Here at my job we have a fairly typical business casual policy. You almost never see a suit or tie on anyone, and sportjackets are only slightly more common. We’re not supposed to wear jeans except on Fridays, but people do, sometimes, and those slackers down in Creative Services do every day!
I generally start dressing down and break out the jeans in midweek. But I try to compensate by wearing a sportjacket, and I haven’t had any complaints. I think we’re just about at the point where simply having your shirt tucked in means you’re business casual.
Oddly enough, in perusing the new company handbook just released, I saw nothing about the dress code. They’re probably revamping it into something stricter, or maybe more lax. Time will tell.
In my corporate environment it’s business casual, which means chinos or slacks and a polo or golf shirt for guys. Some guys (including myself) come in a blazer but take it off inside.
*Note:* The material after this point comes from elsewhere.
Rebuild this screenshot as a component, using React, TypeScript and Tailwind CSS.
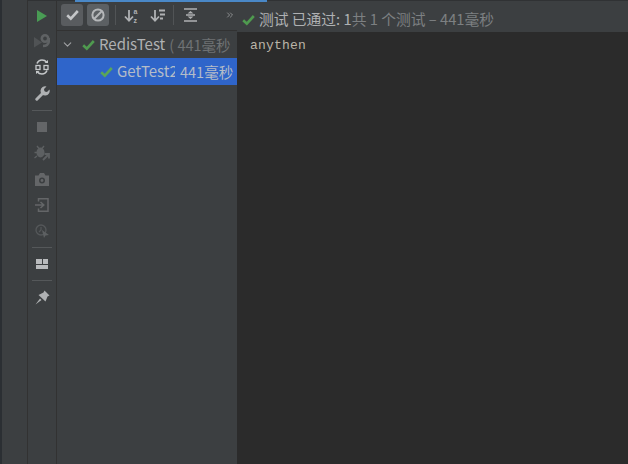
import { ChevronDown, ChevronsRight } from "lucide-react";

const cjk = "font-['Noto_Sans_CJK_SC','Noto_Sans',sans-serif]";

function Tick({ color = "#4f9a4f" }: { color?: string }) {
  return (
    <svg width="13" height="12" viewBox="0 0 13 12" className="shrink-0">
      <path d="M1.2 6.2 L4.8 9.6 L11.8 2" fill="none" stroke={color} strokeWidth="2.6" />
    </svg>
  );
}

function Cell({ children }: { children: React.ReactNode }) {
  return <div className="flex h-[26px] w-full items-center justify-center">{children}</div>;
}

function Sidebar() {
  return (
    <div className="flex w-[30px] shrink-0 flex-col items-center border-x border-[#323232] pt-[2px]">
      <Cell>
        <svg width="12" height="14" viewBox="0 0 12 14" className="mt-[2px]">
          <path d="M1 1 L11 7 L1 13 Z" fill="#499c54" />
        </svg>
      </Cell>
      <Cell>
        <svg width="16" height="14" viewBox="0 0 16 14">
          <path d="M0 3 L8 8.5 L0 13.5 Z" fill="#505355" />
          <circle cx="11" cy="4.5" r="3.2" fill="none" stroke="#5f6264" strokeWidth="2.6" />
          <path d="M14.7 4 V8 Q14 12 9 12" fill="none" stroke="#5f6264" strokeWidth="2.6" />
        </svg>
      </Cell>
      <Cell>
        <svg width="14" height="16" viewBox="0 0 14 16">
          <path d="M2 4.5 Q3.5 1 7 1 Q10 1 11.5 3 M12 11.5 Q10.5 15 7 15 Q4 15 2.5 13" fill="none" stroke="#c4c7c9" strokeWidth="1.6" />
          <path d="M9.5 4 H13 V1 Z M4.5 12 H1 V15 Z" fill="#c4c7c9" />
          <rect x="1" y="6.5" width="4" height="4" fill="none" stroke="#c4c7c9" strokeWidth="1.3" />
          <rect x="9" y="6.5" width="4" height="4" fill="none" stroke="#c4c7c9" strokeWidth="1.3" />
        </svg>
      </Cell>
      <Cell>
        <svg width="15" height="15" viewBox="0 0 15 15">
          <path d="M1.8 13.2 L8.5 6.5" stroke="#afb1b3" strokeWidth="3" strokeLinecap="round" />
          <path d="M14.5 3.5 A4.6 4.6 0 1 1 11.5 0.5 L9 3 L9.5 5.5 L12 6 Z" fill="#afb1b3" />
        </svg>
      </Cell>
      <div className="mt-[4px] mb-[3px] h-px w-5 bg-[#55585a]" />
      <Cell>
        <div className="h-[10px] w-[10px] bg-[#646668]" />
      </Cell>
      <Cell>
        <svg width="16" height="16" viewBox="0 0 16 16">
          <ellipse cx="6.5" cy="7.5" rx="4" ry="5" fill="#5d6062" />
          <path d="M3 1 L5 3.5 M10 1 L8 3.5 M0.5 7.5 H3 M0.5 13 L3 11" stroke="#5d6062" strokeWidth="1.4" />
          <path d="M9 15 L14 10 M10.5 9 H15 V13.5" fill="none" stroke="#5d6062" strokeWidth="1.8" />
        </svg>
      </Cell>
      <Cell>
        <svg width="14" height="13" viewBox="0 0 14 13">
          <path fillRule="evenodd" d="M0 2.5 H3.5 L5 0 H9 L10.5 2.5 H14 V13 H0 Z M7 4.5 A3 3 0 1 0 7 10.5 A3 3 0 1 0 7 4.5 Z" fill="#646668" />
          <circle cx="7" cy="7.5" r="1.4" fill="#646668" />
        </svg>
      </Cell>
      <Cell>
        <svg width="14" height="14" viewBox="0 0 14 14">
          <path d="M3.5 3.5 V0.8 H13 V13.2 H3.5 V10.5" fill="none" stroke="#646668" strokeWidth="1.5" />
          <path d="M0 7 H8 M5.5 4 L8.8 7 L5.5 10" fill="none" stroke="#646668" strokeWidth="1.5" />
        </svg>
      </Cell>
      <Cell>
        <svg width="14" height="14" viewBox="0 0 14 14">
          <circle cx="6" cy="6" r="5" fill="none" stroke="#55585a" strokeWidth="1.3" />
          <path d="M6 3 V6 L4 8" fill="none" stroke="#55585a" strokeWidth="1.2" />
          <path d="M7 6 L14 11 L10.5 11.5 L9 14 Z" fill="#5d6062" />
        </svg>
      </Cell>
      <div className="my-[3px] h-px w-5 bg-[#55585a]" />
      <Cell>
        <div className="grid h-[10px] w-[12px] grid-cols-2 grid-rows-[5px_4px] gap-x-[1px] gap-y-[1px]">
          <div className="bg-[#b9bbbd]" />
          <div className="bg-[#b9bbbd]" />
          <div className="col-span-2 bg-[#b9bbbd]" />
        </div>
      </Cell>
      <div className="my-[3px] h-px w-5 bg-[#55585a]" />
      <Cell>
        <svg width="15" height="15" viewBox="0 0 15 15">
          <path d="M0.5 14.5 L5 8.5 L6.5 10 Z" fill="#afb1b3" />
          <path d="M9.5 0.5 L14.5 5.5 L12.5 6.5 L10.5 11.5 L3.5 5 L8.5 2.5 Z" fill="#afb1b3" />
        </svg>
      </Cell>
    </div>
  );
}

function SortIcon({ alpha }: { alpha?: boolean }) {
  return (
    <svg width="15" height="15" viewBox="0 0 15 15" className="shrink-0 overflow-visible">
      <path d="M5 2 V12.5 M1 8.5 L5 12.8 L9 8.5" fill="none" stroke="#afb1b3" strokeWidth="1.8" />
      {alpha ? (
        <>
          <text x="9.5" y="6.2" fontSize="7" fontWeight="700" fill="#afb1b3" className="font-['Liberation_Sans']">a</text>
          <text x="9.5" y="14.6" fontSize="7" fontWeight="700" fill="#afb1b3" className="font-['Liberation_Sans']">z</text>
        </>
      ) : (
        <path d="M9 2.5 H15 M10 6.5 H15 M10 10.5 H13" stroke="#afb1b3" strokeWidth="1.8" />
      )}
    </svg>
  );
}

function Toolbar() {
  return (
    <div className="flex h-[31px] items-center border-b border-[#323232] pl-[4px]">
      <div className="flex h-[22px] w-[22px] items-center justify-center rounded-[3px] bg-[#595c5f]">
        <Tick color="#c4c6c8" />
      </div>
      <div className="ml-[4px] flex h-[22px] w-[22px] items-center justify-center rounded-[3px] bg-[#5c6063]">
        <svg width="14" height="14" viewBox="0 0 14 14">
          <circle cx="7" cy="7" r="5.6" fill="none" stroke="#b5b7b9" strokeWidth="2" />
          <path d="M3 11 L11 3" stroke="#b5b7b9" strokeWidth="2" />
        </svg>
      </div>
      <div className="ml-[6px] h-[20px] w-px bg-[#515456]" />
      <div className="ml-[8px]"><SortIcon alpha /></div>
      <div className="ml-[11px]"><SortIcon /></div>
      <div className="ml-[8px] h-[20px] w-px bg-[#515456]" />
      <svg width="13" height="14" viewBox="0 0 13 14" className="ml-[10px] shrink-0">
        <path d="M0 1 H13 M0 13 H13 M2 7 H11" stroke="#afb1b3" strokeWidth="1.6" />
        <path d="M6.5 3 L9.5 5.5 H3.5 Z M6.5 11 L9.5 8.5 H3.5 Z" fill="#afb1b3" />
      </svg>
      <ChevronsRight size={10} className="ml-[28px] shrink-0 text-[#9a9c9e]" />
    </div>
  );
}

function Tree() {
  return (
    <div className="flex w-[180px] shrink-0 flex-col text-[15px]">
      <Toolbar />
      <div className="flex h-[27px] items-center overflow-hidden">
        <ChevronDown size={13} className="ml-[4px] shrink-0 text-[#a0a2a4]" />
        <div className="ml-[8px]"><Tick /></div>
        <span className="ml-[4px] whitespace-nowrap text-[#afb1b3]">RedisTest</span>
        <span className="ml-[4px] whitespace-nowrap text-[14.5px] text-[#6f7274]">( 441毫秒</span>
      </div>
      <div className="flex h-[27px] items-center overflow-hidden bg-[#2f65ca]">
        <div className="ml-[43px]"><Tick color="#5aa65a" /></div>
        <span className="ml-[4px] w-[58px] shrink-0 overflow-hidden whitespace-nowrap text-[#b4bcc8]">GetTest2</span>
        <span className="ml-[5px] whitespace-nowrap text-[14.5px] text-[#b4bcc8]">441毫秒</span>
      </div>
    </div>
  );
}

export default function App() {
  return (
    <div className={`relative flex h-[464px] w-[628px] overflow-hidden bg-[#3c3f41] ${cjk}`}>
      <div className="w-[27px] shrink-0 border-l-2 border-[#2b2f33]" />
      <Sidebar />
      <Tree />
      <div className="flex min-w-0 flex-1 flex-col">
        <div className="flex h-[32px] items-center whitespace-nowrap pl-[5px] pt-[7px] text-[14.75px]">
          <Tick />
          <span className="ml-[4px] text-[#afb1b3]">测试 已通过: 1</span>
          <span className="text-[#7d8082]">共 1 个测试 – 441毫秒</span>
        </div>
        <div className="flex-1 bg-[#2b2b2b] pl-[13px] pt-[6px] font-['Liberation_Mono','DejaVu_Sans_Mono',monospace] text-[13px] leading-[16px] tracking-[0.2px] text-[#bbb5a8]">
          anythen
        </div>
      </div>
      <div className="absolute top-0 left-[28px] h-px w-[600px] bg-[#303234]" />
      <div className="absolute top-0 left-[75px] h-[2px] w-[192px] bg-[#4a88c7]" />
    </div>
  );
}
I do it because I like the look of it, and since I usually wear some kind of jacket anyway unless it’s in the dead of summer, a blazer works for me.
I don’t mind this kind of attire. I guess I’d prefer to wear jeans everyday for comfort, but I like the way I look in nicer clothes, so I’m not opposed to the dress code.
But I’m amazed at how far people stretch the casual Friday thing- it’s casual, not sloppy. I’ve seen women in clear stripper heels, capri jeans that were several sizes too small, and tube tops. If that’s what you want to wear on your own time, knock yourself out. But in an office? Yikes.
We don’t have a dress code. However, I try to always wear nice clothes to work. Most days, I wear slacks and a nice sweater or button-down, dressy shoes, and dress coat if needed. I try not to wear jeans more than once a week. (Today is that day this week. I’m in nice jeans and a cardigan.) I find my dress pants are more comfortable than jeans anyway. I never wear sweatshirts or T-shirts to work, though many in my office do. I’m a little more casual in the summer when I bring out the khaki pants and sandals.